Isso mesmo está a assistir-se, aliás, nos dias de hoje, não faltando exemplos de chantagem, ameaças e exigências das confederações patronais. António Filipe falou mesmo da existência de «todo o tipo de manobras» por parte do patronato para boicotar a contratação colectiva.

É disso exemplo, denunciou, a alteração aos estatutos realizada pela Associação Portuguesa de Seguros com o intuito de não ser considerada interlocutor válido em matéria de contratação colectiva, deixando assim os trabalhadores sem ninguém do outro lado da mesa com quem negociar as suas condições de trabalho.

Referido por Rita Rato foi, também, o caso da Associação de Têxteis de Portugal que ameaça, por um lado, retirar o subsídio de amas no valor de 50 euros às trabalhadoras têxteis, cujo salário ronda o mínimo nacional, e, por outro lado, não quer reconhecer feriados.

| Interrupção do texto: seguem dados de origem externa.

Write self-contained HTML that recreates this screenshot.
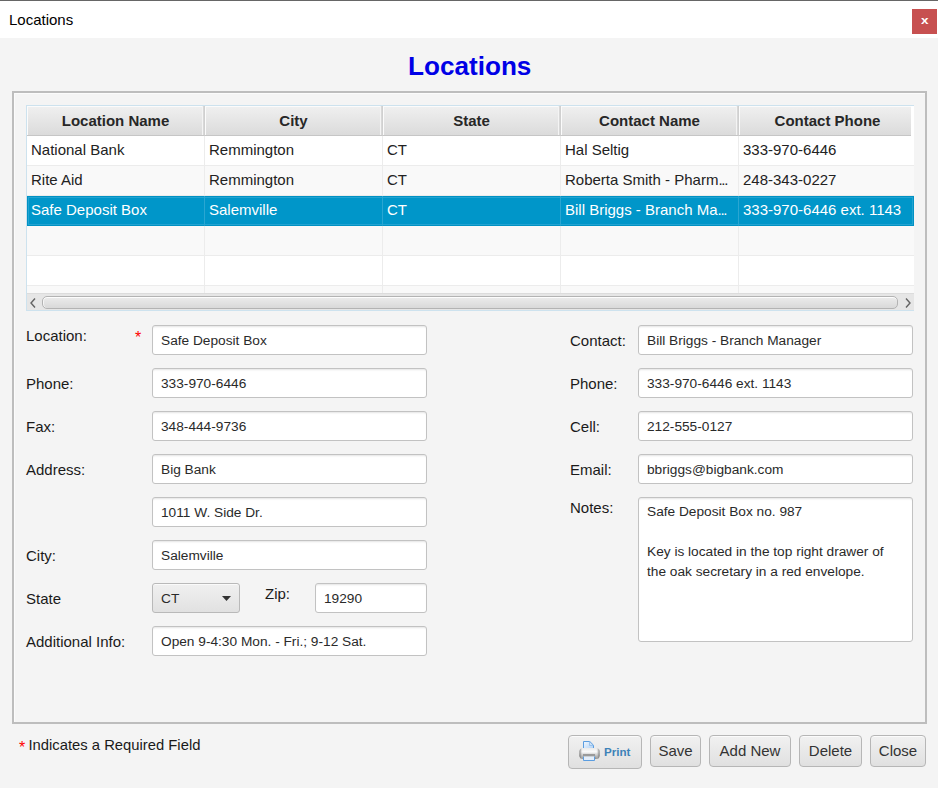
<!DOCTYPE html>
<html><head><meta charset="utf-8">
<style>
*{box-sizing:border-box;margin:0;padding:0}
html,body{width:938px;height:788px;overflow:hidden;background:#f4f4f4;font-family:"Liberation Sans",sans-serif;color:#333}
.a{position:absolute}
.t{position:absolute;white-space:nowrap;line-height:1}
#titlebar{left:0;top:0;width:938px;height:38px;background:#fff;border-top:1px solid #666}
#wtitle{left:9px;top:12px;font-size:15px;color:#000}
#xbtn{left:912px;top:9px;width:25px;height:25px;background:#c75050}
#heading{left:408px;top:53.5px;font-size:25px;transform:scaleX(1.045);transform-origin:0 0;font-weight:bold;color:#0000e6}
#panel{left:12px;top:91px;width:915px;height:633px;border:2px solid #bdbdbd}
#panelin{left:14px;top:93px;width:911px;height:629px;border-top:1px solid #fbfbfb;border-left:1px solid #fbfbfb}
/* table */
#table{left:26px;top:105px;width:888px;height:206px;border:1px solid #cde2ee;border-right:0;background:#fff;overflow:hidden}
#tbr{left:913px;top:105px;width:1px;height:31px;background:#cde2ee}
.hdr{position:absolute;top:0;height:30px;background:linear-gradient(#f0f0f0,#dbdbdb);border-right:1px solid #d0d0d0;border-bottom:1px solid #c6c6c6;box-shadow:inset -1px 0 0 #d8d8d8,inset -2px 0 0 #f4f4f4,inset 1px 1px 0 #fbfbfb;font-weight:bold;font-size:15px;color:#272727;text-align:center;line-height:29px}
.row{position:absolute;left:0;width:887px;height:30px;background:#fff}
.row.alt{background:#f9f9f9}
.row.sel{background:#0096c9;color:#fff;box-shadow:inset 0 0 0 1px #0092c4,inset 0 0 0 2px #23a3d1}
.cell{position:absolute;top:0;height:30px;border-right:1px solid #ececec;border-bottom:1px solid #ececec;font-size:15px;line-height:28px;padding-left:4px;color:#222;white-space:nowrap;overflow:hidden}
.sel .cell{border-right-color:#2aa6d2;border-bottom-color:transparent;color:#fff}
#hscroll{position:absolute;left:0;top:187px;width:887px;height:17px;background:#e6e6e6;border-top:1px solid #dcdcdc}
#thumb{position:absolute;left:15px;top:2px;width:856px;height:13px;border:1px solid #b3b3b3;border-radius:5px;background:linear-gradient(#ececec,#d9d9d9);box-shadow:inset 0 1px 0 #fdfdfd,inset 1px 0 0 #f6f6f6}
/* form */
.lbl{position:absolute;white-space:nowrap;font-size:15px;color:#1a1a1a;line-height:1}
.fld{position:absolute;height:30px;background:#fff;border:1px solid #c2c2c2;border-radius:3px;box-shadow:inset 0 2px 2px -1px #e4e4e4;font-size:13.7px;color:#2a2a2a;padding-left:8px;line-height:29px;white-space:nowrap;overflow:hidden}
.btn{position:absolute;height:32px;border:1px solid #b6b6b6;border-radius:4px;background:linear-gradient(#f1f1f1,#e0e0e0);box-shadow:inset 0 1px 0 #fbfbfb;font-size:15px;color:#333;text-align:center;line-height:30px;white-space:nowrap}
</style></head><body>
<div id="titlebar" class="a"></div>
<div id="wtitle" class="t">Locations</div>
<div id="xbtn" class="a"><div class="t" style="left:8.6px;top:5.3px;font-size:12.5px;font-weight:bold;color:#fff;transform:scale(1.08,0.92);transform-origin:0 100%">x</div></div>
<div id="heading" class="t">Locations</div>
<div id="panel" class="a"></div>
<div id="panelin" class="a"></div>

<div id="tbr" class="a"></div>
<div id="table" class="a">
  <div class="a" style="left:0;top:0;width:884px;height:30px;overflow:hidden"><div class="hdr" style="left:0;width:178px">Location Name</div>
  <div class="hdr" style="left:178px;width:178px">City</div>
  <div class="hdr" style="left:356px;width:178px">State</div>
  <div class="hdr" style="left:534px;width:178px">Contact Name</div>
  <div class="hdr" style="left:712px;width:178px">Contact Phone</div></div>
  <div class="row" style="top:30px">
    <div class="cell" style="left:0;width:178px">National Bank</div>
    <div class="cell" style="left:178px;width:178px">Remmington</div>
    <div class="cell" style="left:356px;width:178px">CT</div>
    <div class="cell" style="left:534px;width:178px">Hal Seltig</div>
    <div class="cell" style="left:712px;width:178px">333-970-6446</div>
  </div>
  <div class="row alt" style="top:60px">
    <div class="cell" style="left:0;width:178px">Rite Aid</div>
    <div class="cell" style="left:178px;width:178px">Remmington</div>
    <div class="cell" style="left:356px;width:178px">CT</div>
    <div class="cell" style="left:534px;width:178px">Roberta Smith - Pharm<span style="letter-spacing:-1.3px">...</span></div>
    <div class="cell" style="left:712px;width:178px">248-343-0227</div>
  </div>
  <div class="row sel" style="top:90px">
    <div class="cell" style="left:0;width:178px">Safe Deposit Box</div>
    <div class="cell" style="left:178px;width:178px">Salemville</div>
    <div class="cell" style="left:356px;width:178px">CT</div>
    <div class="cell" style="left:534px;width:178px">Bill Briggs - Branch Ma<span style="letter-spacing:-1.3px">...</span></div>
    <div class="cell" style="left:712px;width:178px">333-970-6446 ext. 1143</div>
  </div>
  <div class="row alt" style="top:120px">
    <div class="cell" style="left:0;width:178px"></div><div class="cell" style="left:178px;width:178px"></div><div class="cell" style="left:356px;width:178px"></div><div class="cell" style="left:534px;width:178px"></div><div class="cell" style="left:712px;width:178px"></div>
  </div>
  <div class="row" style="top:150px">
    <div class="cell" style="left:0;width:178px"></div><div class="cell" style="left:178px;width:178px"></div><div class="cell" style="left:356px;width:178px"></div><div class="cell" style="left:534px;width:178px"></div><div class="cell" style="left:712px;width:178px"></div>
  </div>
  <div class="row alt" style="top:180px">
    <div class="cell" style="left:0;width:178px"></div><div class="cell" style="left:178px;width:178px"></div><div class="cell" style="left:356px;width:178px"></div><div class="cell" style="left:534px;width:178px"></div><div class="cell" style="left:712px;width:178px"></div>
  </div>
  <div id="hscroll"><div id="thumb"></div>
    <svg class="a" style="left:0;top:0" width="887" height="17"><path d="M8 4.5 L4 9 L8 13.5" fill="none" stroke="#636363" stroke-width="1.4"/><path d="M879 4.5 L883 9 L879 13.5" fill="none" stroke="#636363" stroke-width="1.4"/></svg></div>
</div>

<!-- left form -->
<div class="lbl" style="left:26px;top:328px">Location:</div>
<div class="lbl" style="left:26px;top:376px">Phone:</div>
<div class="lbl" style="left:26px;top:419px">Fax:</div>
<div class="lbl" style="left:26px;top:462px">Address:</div>
<div class="lbl" style="left:26px;top:548px">City:</div>
<div class="lbl" style="left:26px;top:591px">State</div>
<div class="lbl" style="left:265px;top:586px">Zip:</div>
<div class="lbl" style="left:26px;top:634px">Additional Info:</div>
<div class="fld" style="left:152px;top:325px;width:275px">Safe Deposit Box</div>
<div class="fld" style="left:152px;top:368px;width:275px">333-970-6446</div>
<div class="fld" style="left:152px;top:411px;width:275px">348-444-9736</div>
<div class="fld" style="left:152px;top:454px;width:275px">Big Bank</div>
<div class="fld" style="left:152px;top:497px;width:275px">1011 W. Side Dr.</div>
<div class="fld" style="left:152px;top:540px;width:275px">Salemville</div>
<div class="fld" style="left:315px;top:583px;width:112px">19290</div>
<div class="fld" style="left:152px;top:626px;width:275px">Open 9-4:30 Mon. - Fri.; 9-12 Sat.</div>

<!-- right form -->
<div class="lbl" style="left:570px;top:333px">Contact:</div>
<div class="lbl" style="left:570px;top:376px">Phone:</div>
<div class="lbl" style="left:570px;top:419px">Cell:</div>
<div class="lbl" style="left:570px;top:462px">Email:</div>
<div class="lbl" style="left:570px;top:500px">Notes:</div>
<div class="fld" style="left:638px;top:325px;width:275px">Bill Briggs - Branch Manager</div>
<div class="fld" style="left:638px;top:368px;width:275px">333-970-6446 ext. 1143</div>
<div class="fld" style="left:638px;top:411px;width:275px">212-555-0127</div>
<div class="fld" style="left:638px;top:454px;width:275px">bbriggs@bigbank.com</div>

<!-- bottom -->
<div class="fld" style="left:638px;top:497px;width:275px;height:145px;line-height:20px;padding-top:4px;white-space:normal">Safe Deposit Box no. 987<br><br>Key is located in the top right drawer of<br>the oak secretary in a red envelope.</div>
<div id="combo" class="a" style="left:152px;top:583px;width:88px;height:30px;border:1px solid #b9b9b9;border-radius:3px;background:linear-gradient(#f0f0f0,#e1e1e1);box-shadow:inset 0 1px 0 #fafafa">
  <div class="t" style="left:8px;top:8px;font-size:13.7px;color:#2a2a2a">CT</div>
  <svg class="a" style="left:68px;top:11px" width="12" height="8"><path d="M1 1 L10 1 L5.5 6 Z" fill="#333"/></svg>
</div>
<div class="lbl" style="left:19px;top:739.5px;font-size:16px;color:#f00">*</div>
<div class="lbl" style="left:28.5px;top:738px;font-size:14.8px">Indicates a Required Field</div>
<div class="lbl" style="left:135px;top:329.5px;font-size:16px;color:#f00">*</div>
<div class="btn" style="left:568px;top:735px;width:74px;height:34px">
  <svg class="a" style="left:10px;top:5px" width="21" height="21" viewBox="0 0 21 21">
    <defs>
      <linearGradient id="pb" x1="0" y1="0" x2="0" y2="1"><stop offset="0" stop-color="#e9e9e9"/><stop offset="0.35" stop-color="#fbfbfb"/><stop offset="0.7" stop-color="#bdbdbd"/><stop offset="1" stop-color="#8c8c8c"/></linearGradient>
      <linearGradient id="pe" x1="0" y1="0" x2="1" y2="0"><stop offset="0" stop-color="#4a4a4a" stop-opacity="0.75"/><stop offset="0.18" stop-color="#ffffff" stop-opacity="0"/><stop offset="0.82" stop-color="#ffffff" stop-opacity="0"/><stop offset="1" stop-color="#4a4a4a" stop-opacity="0.75"/></linearGradient>
      <linearGradient id="pp" x1="0" y1="0" x2="1" y2="1"><stop offset="0" stop-color="#f2f8ff"/><stop offset="1" stop-color="#a9cdf3"/></linearGradient>
    </defs>
    <path d="M4.5 0.5 H10.8 L14.5 4.2 V9 H4.5 Z" fill="url(#pp)" stroke="#5b9de0" stroke-width="1"/>
    <path d="M10.5 0.5 V4.5 H14.5" fill="none" stroke="#8dbbea" stroke-width="0.8"/>
    <rect x="0.5" y="7" width="20" height="11" rx="3.5" fill="url(#pb)"/>
    <rect x="0.5" y="7" width="20" height="11" rx="3.5" fill="url(#pe)"/>
    <path d="M4.5 15.5 V19.5 H15.5 V15.5" fill="#e3eefb" stroke="#5b9de0" stroke-width="1"/>
    <rect x="4" y="13" width="12" height="2" fill="#9a9a9a"/>
  </svg>
  <div class="t" style="left:35px;top:10px;font-size:11.6px;font-weight:bold;color:#3d82b8">Print</div>
</div>

<div class="btn" style="left:650px;top:735px;width:51px">Save</div>
<div class="btn" style="left:709px;top:735px;width:82px">Add New</div>
<div class="btn" style="left:799px;top:735px;width:63px">Delete</div>
<div class="btn" style="left:870px;top:735px;width:56px">Close</div>
</body></html>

Referenciada foi, ainda, a situação relativa ao contrato colectivo das Cantinas, Refeitórios, Áreas de Serviço e Bares Concessionados, cujas tabelas salariais remontam a 2003, com a respectiva associação patronal (AHRESP) a recusar a negociação de aumentos salariais.

«É preciso acabar com este tipo de manobras, é preciso dinamizar e dignificar a contratação colectiva para que ela seja uma realidade e não apenas um sofisma dos discursos», exigiu António Filipe, realçando ser essa a grande questão que está no centro do debate: «dignificar os trabalhadores portugueses, repondo o princípio basilar do direito do trabalho que em má hora foi eliminado da nossa legislação pelo governo PSD/CDS-PP».